Some plugin control switches were added, mostly for debugging, and some other minor cleanups too like closing the dangling configuration file handle.

All in all, I’m pleased with the progress of both memory consumption and a heavy duty use of the plugin architecture.

My next bit is to round out the canto-remote part of the file sync plugins and then I’ll be back to canto-curses to work on more polish.

Aug 19th, 2014

The streak of commits is still alive at 16 days, although I’ve slowed down since Saturday because I’m taking a vacation to visit my parents in St. Louis, which isn’t the riot stricken hellhole it’s made out to be lately. I won’t say much about that other than racism and looting both suck and I hope we pass legislation for police accountability that would make this situation an objective no-brainer. Anyway, I’ve been sneaking in commits whenever I can.

The big change is that I finally fixed some long standing bugs with the daemon.

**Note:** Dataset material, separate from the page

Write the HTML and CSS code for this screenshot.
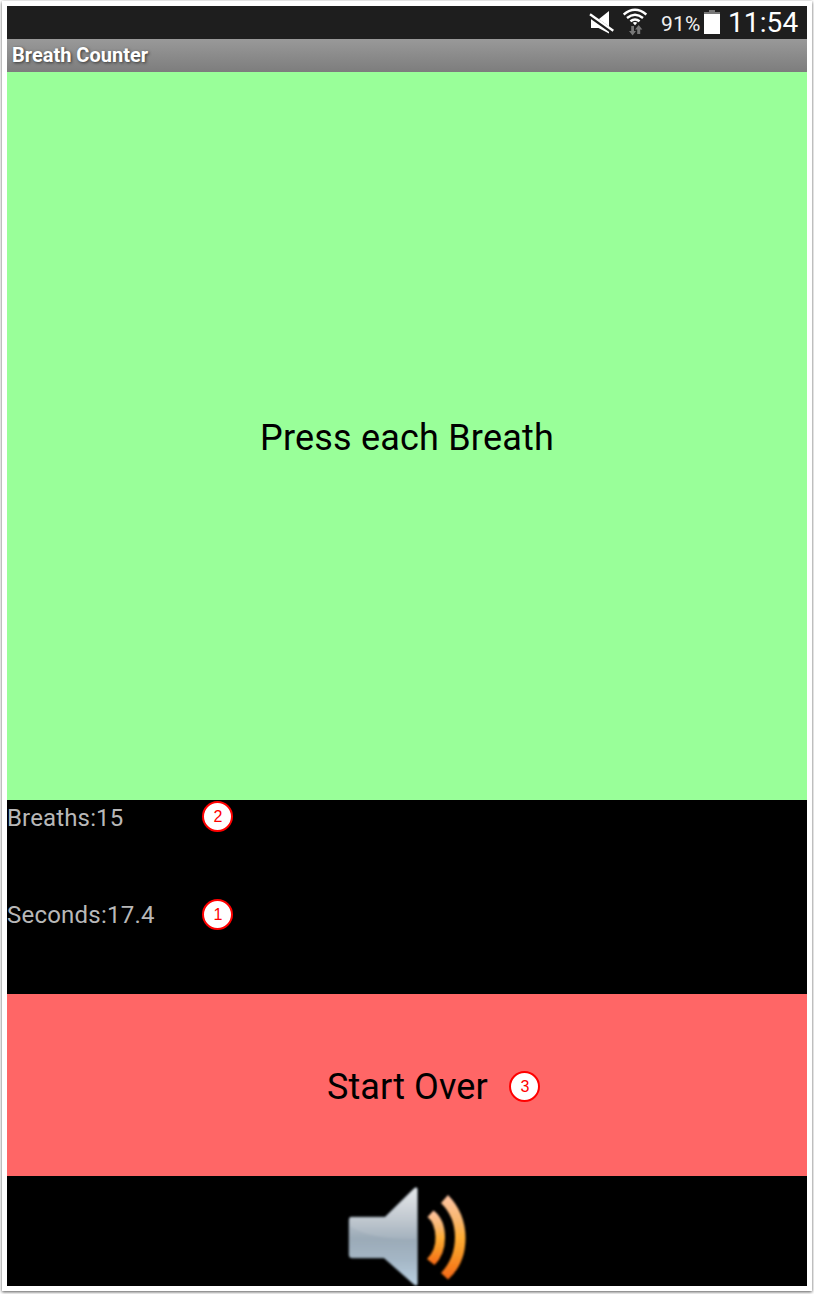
FILE: index.html
```
<!DOCTYPE html>
<html lang="en">
<head>
<meta charset="utf-8">
<title>Breath Counter</title>
<link rel="stylesheet" href="styles.css">
</head>
<body>
<div class="frame">
  <main class="screen">
    <header class="status-bar">
      <svg class="icon-mute" width="25" height="24" viewBox="0 0 25 24">
        <path d="M2 8H10L20 0V22.500L9.500 17H2Z" fill="#fff"/>
        <path d="M-1 3.300L25 21.700" stroke="#1e1e1e" stroke-width="4.600"/>
        <path d="M1 3.300L24.300 19.800" stroke="#fff" stroke-width="2.300"/>
      </svg>
      <svg class="icon-wifi" width="24" height="28" viewBox="0 0 24 28">
        <g fill="none" stroke="#fff" stroke-width="2.400">
          <path d="M.7 6.500Q12 -3 23.300 6.500"/>
          <path d="M4 10Q12 3.500 20 10"/>
          <path d="M7.400 13.300Q12 9.500 16.600 13.300"/>
        </g>
        <path d="M9.700 14.800Q12 13 14.300 14.800L12 17.200Z" fill="#fff"/>
        <path d="M8.200 18H11V23H13L9.600 27.500L6 23H8.200ZM14.200 26V21.500H12L15.700 17L19.300 21.500H17.200V26Z" fill="#777"/>
      </svg>
      <span class="percent">91%</span>
      <svg class="icon-battery" width="16" height="24" viewBox="0 0 16 24">
        <path d="M5 0H11V2H16V4H0V2H5Z" fill="#777"/>
        <path d="M0 4H16V24H0Z" fill="#fff"/>
      </svg>
      <time class="clock">11:54</time>
    </header>
    <h1 class="title-bar">Breath Counter</h1>
    <button class="breath-button"><span class="press-label">Press each Breath</span></button>
    <section class="stats">
      <div class="stat"><span class="stat-text">Breaths:15</span><span class="badge badge-two">2</span></div>
      <div class="stat"><span class="stat-text seconds">Seconds:17.4</span><span class="badge badge-one">1</span></div>
    </section>
    <button class="restart-button"><span class="restart-label">Start Over</span><span class="badge badge-three">3</span></button>
    <footer class="sound">
      <svg class="speaker" width="130" height="110" viewBox="342 1176 130 110">
        <defs>
          <linearGradient id="metal" x1="0" y1="0" x2="0" y2="1">
            <stop offset="0" stop-color="#e4e7ea"/>
            <stop offset=".3" stop-color="#bdc5cd"/>
            <stop offset=".52" stop-color="#9baab7"/>
            <stop offset=".75" stop-color="#a5b7c6"/>
            <stop offset="1" stop-color="#b9d0e2"/>
          </linearGradient>
          <linearGradient id="amber" x1="0" y1="0" x2="0" y2="1">
            <stop offset="0" stop-color="#ffc5a4"/>
            <stop offset=".3" stop-color="#f8b66e"/>
            <stop offset=".5" stop-color="#ffad35"/>
            <stop offset=".7" stop-color="#f79626"/>
            <stop offset="1" stop-color="#f76816"/>
          </linearGradient>
          <filter id="soft"><feGaussianBlur stdDeviation=".9"/></filter>
        </defs>
        <g filter="url(#soft)">
          <path d="M351 1217H385L414 1188.500Q417.500 1186 417.500 1190V1283Q417.500 1287 414 1284.500L384 1258H352Q349 1258 349 1255V1220Q349 1217 351 1217Z" fill="url(#metal)" stroke="#70808d" stroke-width=".7"/>
          <path d="M350 1218H386L416 1190V1239Q370 1240 350 1226Z" fill="#fff" opacity=".1"/>
          <path d="M427.500 1217L433.500 1210.500Q445 1219 445 1237.500Q445 1255 434.500 1265L427 1259Q436 1250 435.500 1237Q435 1223 427.500 1217Z" fill="url(#amber)"/>
          <path d="M441 1203L448 1195Q465.500 1213 465.500 1238Q465.500 1264 448 1279.500L441 1273Q455 1258 455 1237Q455 1217 441 1203Z" fill="url(#amber)"/>
        </g>
      </svg>
    </footer>
  </main>
</div>
</body>
</html>
```
FILE: styles.css
```
* { box-sizing: border-box; }
body { margin: 0; padding: 1px 2px 3px; background: #fff; font-family: Roboto, sans-serif; }
.frame { width: 810px; height: 1290px; padding: 5px; background: #fff; box-shadow: 0 1px 3px #555; }
.screen { display: flex; flex-direction: column; width: 800px; height: 1280px; background: #000; }
button { border: 0; padding: 0; font: inherit; color: #000; }
.status-bar { display: flex; height: 33px; background: #1e1e1e; color: #fff; padding-left: 582px; }
.icon-mute { margin-top: 5px; flex: none; }
.icon-wifi { margin: 2px 0 0 9px; flex: none; }
.percent { margin: 6px 0 0 14px; width: 43px; font-size: 21px; line-height: 24px; letter-spacing: .2px; color: #f0f0f0; }
.icon-battery { margin-top: 4px; flex: none; }
.clock { margin: 0 0 0 8px; font-size: 28px; line-height: 33px; letter-spacing: .1px; }
.title-bar { height: 33px; margin: 0; padding-left: 5px; background: linear-gradient(#999, #7d7d7d); color: #fff; font-size: 20px; line-height: 32px; font-weight: 700; text-shadow: 1px 1px 3px #333; }
.breath-button { height: 728px; padding-top: 4px; background: #9f9; font-size: 36px; letter-spacing: .2px; }
.press-label { display: inline-block; }
.stats { height: 194px; color: #b8b8b8; }
.stat { display: flex; height: 97px; }
.stat-text { width: 195px; padding-top: 4px; font-size: 24px; line-height: 29px; letter-spacing: .15px; }
.seconds { letter-spacing: .22px; }
.badge { display: block; width: 31px; height: 31px; border: 2px solid #f00; border-radius: 50%; background: #fff; color: #f00; font: 16px/27px "Liberation Sans", sans-serif; text-align: center; padding-left: 1px; }
.badge-two { margin-top: 1px; }
.badge-one { margin-top: 2px; }
.restart-button { display: flex; align-items: center; height: 182px; padding-left: 320px; background: #f66; font-size: 36px; letter-spacing: .1px; }
.restart-label { width: 182px; padding-top: 4px; text-align: left; }
.badge-three { margin-top: 2px; letter-spacing: 0; }
.sound { height: 110px; padding-left: 335px; }
.speaker { display: block; }
```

Items should no longer be lost. The daemon also comes up with items faster on startup, and supports multiple serial socket level transforms (which will make some client features easier). I’ve also mitigated a problem with filtering that was causing crashes. I wasn’t able to solve it outright, but I have made it harmless and can collect debug info on it. There were also some nasty bugs exposed by fixing these bugs, like socket cleanup being broken, so I’d highly suggest a pull if you’re running git.

Canto-curses has had a few improvements, mostly thanks to IRC users in #canto complaining (seriously, that works). So adding new feeds and deleting them no longer crashes the latest code. I also solved some busy loop behavior that kept the client and daemon up eating CPU. I implemented the ability to do deeper completions (i.e. specific completions for :remote addfeed aka :add). This will provide better help text for any of the :remote commands, which includes all the config settings etc. Sometime after I’m back in Austin, I’ll spend an evening whirlwinding through and setting up most of these.

I’ve also added a couple of proof-of-concept plugins. One that implements a favorites system with a token change to item display. One that sets the title for xterm compatible terminals. I also updated the yank plugin to work with the new stuff.

My short term goal is to just keep moving, keep the streak up. I still want to make tags easier to use. The favorites plugin is definitely the first step because it allows custom user tags and items to change based on them. Now there needs to be (better) support for changing the tags that are viewed. I’d also like to setup old 0.7.x style cycles (like the old [ and ] binds) in plugins as well.

Still a lot of stuff to do, but it’s all less than major.

I’m hoping that 0.9.0 for the daemon and curses will be out sometime in September but, as always, don’t quote me on that. School’s starting up again for my daughter, and my work comes in waves so it’s hard to count on having the freetime and willpower to continue moving so fast.